Há que ter a coragem de assumir as coisas. Prefiro algo coerente do que mantas de retalhos.
Educação: Por uma Flexibilização Coerente
Estamos a assistir a mais um processo de reforma educativa, desta vez sob o tema da “flexibilização curricular” e da necessidade de definir “aprendizagens essenciais”. É mais uma reforma a juntar a tantas outras que nos têm sido servidas a cada novo mandato no Ministério da Educação, como forma de se marcar uma espécie de novo tempo educativo para ser lembrado no futuro como o responsável por toda e qualquer conquista estatística ao nível do sucesso, seja nas estatísticas nacionais ou nas comparações internacionais.
Já muito se escreveu sobre os avanços, recuos ou piruetas deste processo nos últimos meses, pelo que não vou resumir os seus aspectos mais específicos, por se terem revelado bastante voláteis, preferindo concentrar-me no princípio geral da “flexibilidade” de um currículo “essencial” para os alunos “do século XXI”. Vou fazê-lo numa perspectiva de dar coerência e um aspecto mais global a este princípio, se é para ser levado a sério.
Antes de mais, consideremos a variável tempo numa dupla perspectiva: a primeira relaciona-se com a organização dos ciclos de escolaridade de outra maneira, de modo a permitir uma distensão dos programas por mais anos, eliminando redundâncias entre conteúdos dos vários ciclos, como acontece com o 2º e o 3º em diversas disciplinas; a segunda tem a ver com a obsessão de tudo contabilizar ao minuto, desde os horários dos professores às alternativas apresentadas para o trabalho “flexível” com os alunos.
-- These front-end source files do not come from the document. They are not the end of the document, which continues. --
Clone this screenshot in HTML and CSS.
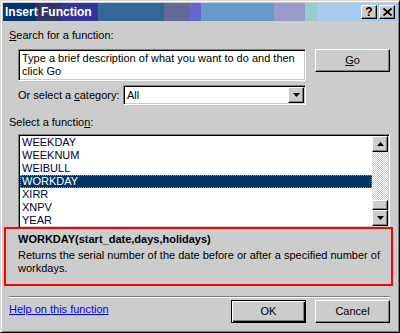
FILE: index.html
```html
<!DOCTYPE html>
<html>

<head>
    <title>Insert Function</title>
    <link rel="stylesheet" href="styles.css">
</head>

<body>
    <div class="dialog">
        <!-- title bar -->
        <div class="titlebar">
            <span class="title">Insert Function</span>
            <div class="title-btns">
                <span class="tbtn">?</span>
                <span class="tbtn">
                    <svg width="9" height="8" viewBox="0 0 9 8">
                        <path d="M0.5 0.5 L8.5 7.5 M8.5 0.5 L0.5 7.5" stroke="#000" stroke-width="1.8" fill="none" />
                    </svg>
                </span>
            </div>
        </div>

        <div class="label search-label"><u>S</u>earch for a function:</div>

        <div class="search-row">
            <div class="textbox">Type a brief description of what you want to do and then click Go</div>
            <div class="btn go"><u>G</u>o</div>
        </div>

        <div class="cat-row">
            <span class="cat-label">Or select a <u>c</u>ategory:</span>
            <div class="select">
                <span class="select-value">All</span>
                <span class="drop-btn">
                    <svg width="7" height="4" viewBox="0 0 7 4"><polygon points="0,0 7,0 3.5,4" fill="#000" /></svg>
                </span>
            </div>
        </div>

        <div class="label fn-label">Select a functio<u>n</u>:</div>

        <div class="listbox">
            <ul class="items">
                <li>WEEKDAY</li>
                <li>WEEKNUM</li>
                <li>WEIBULL</li>
                <li class="selected">WORKDAY</li>
                <li>XIRR</li>
                <li>XNPV</li>
                <li>YEAR</li>
            </ul>
            <div class="scrollbar">
                <span class="sbtn">
                    <svg width="7" height="4" viewBox="0 0 7 4"><polygon points="0,4 7,4 3.5,0" fill="#000" /></svg>
                </span>
                <div class="track"><span class="thumb"></span></div>
                <span class="sbtn">
                    <svg width="7" height="4" viewBox="0 0 7 4"><polygon points="0,0 7,0 3.5,4" fill="#000" /></svg>
                </span>
            </div>
        </div>

        <div class="desc">
            <div class="desc-title">WORKDAY(start_date,days,holidays)</div>
            <div class="desc-text">Returns the serial number of the date before or after a specified number of workdays.</div>
        </div>

        <div class="sep"></div>

        <div class="footer">
            <a class="help" href="#">Help on this function</a>
            <div class="btn ok">OK</div>
            <div class="btn cancel">Cancel</div>
        </div>
    </div>
</body>

</html>
```

FILE: styles.css
```css
body {
    margin: 0;
    padding: 0;
    font-family: "Liberation Sans", Arial, sans-serif;
    font-size: 11px;
    line-height: 13px;
    color: #000;
    background: #cccccc;
}

.dialog {
    box-sizing: border-box;
    width: 400px;
    height: 333px;
    padding: 2px;
    background: #cccccc;
    border: 1px solid;
    border-color: #d8d8d8 #000 #000 #d8d8d8;
    box-shadow: inset 1px 1px #fff, inset -1px -1px #808080;
    overflow: hidden;
}

/* title bar */
.titlebar {
    display: flex;
    align-items: center;
    height: 18px;
    padding: 0 2px;
    background: linear-gradient(to right,
            #06336a 0 33px,
            #333366 33px 59px,
            #333399 59px 95px,
            #336699 95px 161px,
            #666699 161px 187px,
            #6666cc 187px 198px,
            #6699cc 198px 271px,
            #9999cc 271px 302px,
            #99cccc 302px 315px,
            #a6ccf2 315px);
}

.title {
    color: #fff;
    font-weight: bold;
    font-size: 12px;
    flex: 1;
}

.title-btns {
    display: flex;
    gap: 2px;
}

.tbtn {
    box-sizing: border-box;
    display: flex;
    align-items: center;
    justify-content: center;
    width: 16px;
    height: 14px;
    background: #cccccc;
    border: 1px solid;
    border-color: #fff #000 #000 #fff;
    box-shadow: inset -1px -1px #808080;
    font-weight: bold;
    font-size: 12px;
}

.label {
    margin-left: 6px;
}

u {
    text-decoration: underline;
}

.search-label {
    margin-top: 8px;
}

/* search */
.search-row {
    display: flex;
    align-items: flex-start;
    margin: 7px 0 0 15px;
}

.textbox {
    box-sizing: border-box;
    width: 288px;
    height: 32px;
    padding: 2px 3px;
    background: #fff;
    border: 1px solid;
    border-color: #808080 #fff #fff #808080;
    box-shadow: inset 1px 1px #000, inset -1px -1px #cccccc;
}

.btn {
    box-sizing: border-box;
    width: 75px;
    height: 23px;
    background: #cccccc;
    border: 1px solid;
    border-color: #fff #000 #000 #fff;
    box-shadow: inset -1px -1px #808080;
    text-align: center;
    line-height: 20px;
}

.go {
    margin-left: 9px;
}

/* category */
.cat-row {
    display: flex;
    align-items: center;
    height: 20px;
    margin: 4px 0 0 15px;
}

.cat-label {
    width: 105px;
}

.select {
    box-sizing: border-box;
    display: flex;
    align-items: center;
    width: 183px;
    height: 20px;
    padding: 0 1px 0 3px;
    background: #fff;
    border: 1px solid;
    border-color: #808080 #fff #fff #808080;
    box-shadow: inset 1px 1px #000, inset -1px -1px #cccccc;
}

.select-value {
    flex: 1;
}

.drop-btn {
    box-sizing: border-box;
    display: flex;
    align-items: center;
    justify-content: center;
    width: 16px;
    height: 16px;
    background: #cccccc;
    border: 1px solid;
    border-color: #fff #000 #000 #fff;
    box-shadow: inset -1px -1px #808080;
}

.fn-label {
    margin-top: 11px;
}

/* function list */
.listbox {
    box-sizing: border-box;
    display: flex;
    width: 372px;
    height: 94px;
    margin: 5px 0 0 15px;
    background: #fff;
    border: 1px solid;
    border-color: #808080 #fff #fff #808080;
    box-shadow: inset 1px 1px #000, inset -1px -1px #cccccc;
    padding: 1px;
}

.items {
    flex: 1;
    margin: 0;
    padding: 0;
    list-style: none;
}

.items li {
    box-sizing: border-box;
    height: 13px;
    padding-left: 2px;
    color: #000033;
}

.items .selected {
    background: #003366;
    color: #fff;
    outline: 1px dotted #8899aa;
    outline-offset: -1px;
}

.scrollbar {
    display: flex;
    flex-direction: column;
    width: 16px;
}

.sbtn {
    box-sizing: border-box;
    display: flex;
    align-items: center;
    justify-content: center;
    height: 16px;
    background: #cccccc;
    border: 1px solid;
    border-color: #fff #000 #000 #fff;
    box-shadow: inset -1px -1px #808080;
}

.track {
    flex: 1;
    display: flex;
    flex-direction: column;
    justify-content: flex-end;
    background-image: repeating-conic-gradient(#cccccc 0 25%, #fff 0 50%);
    background-size: 2px 2px;
}

.thumb {
    box-sizing: border-box;
    height: 10px;
    background: #cccccc;
    border: 1px solid;
    border-color: #fff #000 #000 #fff;
    box-shadow: inset -1px -1px #808080;
}

/* description */
.desc {
    box-sizing: border-box;
    width: 389px;
    height: 59px;
    margin: -1px 0 0 1px;
    padding: 4px 8px 0 12px;
    border: 2px solid #ff0000;
}

.desc-title {
    font-weight: bold;
}

.desc-text {
    margin-top: 3px;
}

.sep {
    width: 381px;
    margin: 10px 0 0 6px;
    border-top: 1px solid #808080;
    border-bottom: 1px solid #fff;
}

/* footer */
.footer {
    display: flex;
    gap: 9px;
    margin: 2px 7px 0 6px;
}

.help {
    flex: 1;
    padding-top: 3px;
    color: #0000ff;
}

.ok {
    border: 1px solid #000;
    box-shadow: inset 1px 1px #fff, inset -1px -1px #000, inset -2px -2px #808080;
}
```
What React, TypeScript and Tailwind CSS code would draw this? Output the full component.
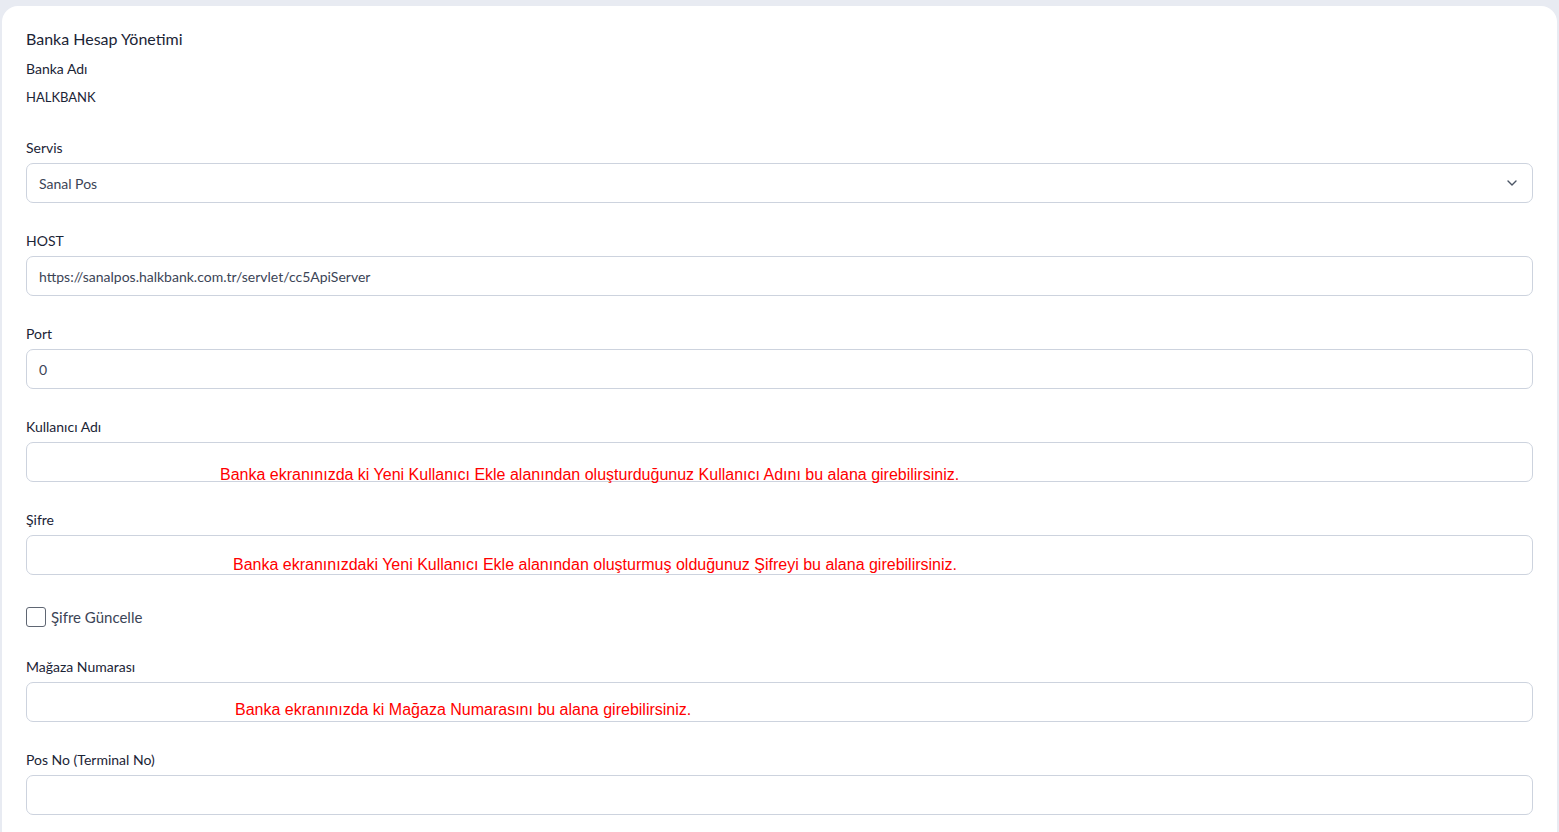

Para quando uma “flexibilização” do tempo escolar, organizado tradicionalmente em blocos com o monolitismo da lógica de série? Aulas de 45 ou 50 minutos não são verdadeiras alternativas. São apenas variantes mínimas do mesmo modelo de “tijolo”.
Em seguida, tenhamos coragem de enfrentar a questão da avaliação dos alunos em coerência com os princípios da “flexibilidade” e da necessidade de “emagrecer” o currículo, conjugando esta reforma com as medidas que há um ano marcaram mais um plano nacional para a promoção do sucesso escolar. Ao longo dos últimos 25 anos tivemos vagas sucessivas de retórica e legislação anti-insucesso com as mais variadas legitimações: ou porque é pedagogicamente infrutífero reter os alunos, ou porque isso lhes abala a auto-estima, ou porque é uma “chaga social” ou, de forma mais pragmática, porque “é caro”. Sejam coerentes de uma vez por todas e restrinjam a possibilidade de reter os alunos a casos ultra-excepcionais de falta de assiduidade, assumindo que todos (ou quase) devem passar de forma independente do seu desempenho, recebendo no final do Ensino Básico um certificado com as suas classificações, sejam quais forem. Abandonem de vez a noção de “positiva” e “negativa”, até porque a escala de 1 a 5 é toda positiva do ponto de vista matemático. E assim deixaríamos de comentar a transição de alunos com seis ou oito “negativas”. O aluno passou de ano com média de 1,5 ou 3,7 ou 4,8. E acaba-se de vez com o insucesso. Isso, sim, consideraria coerente e pouparia imenso em “formação” e conversa fiada por todo esse país, a massacrar pela enésima vez os professores, tentando fazê-los sentir-se “inflexíveis” e culpados pelos males alheios.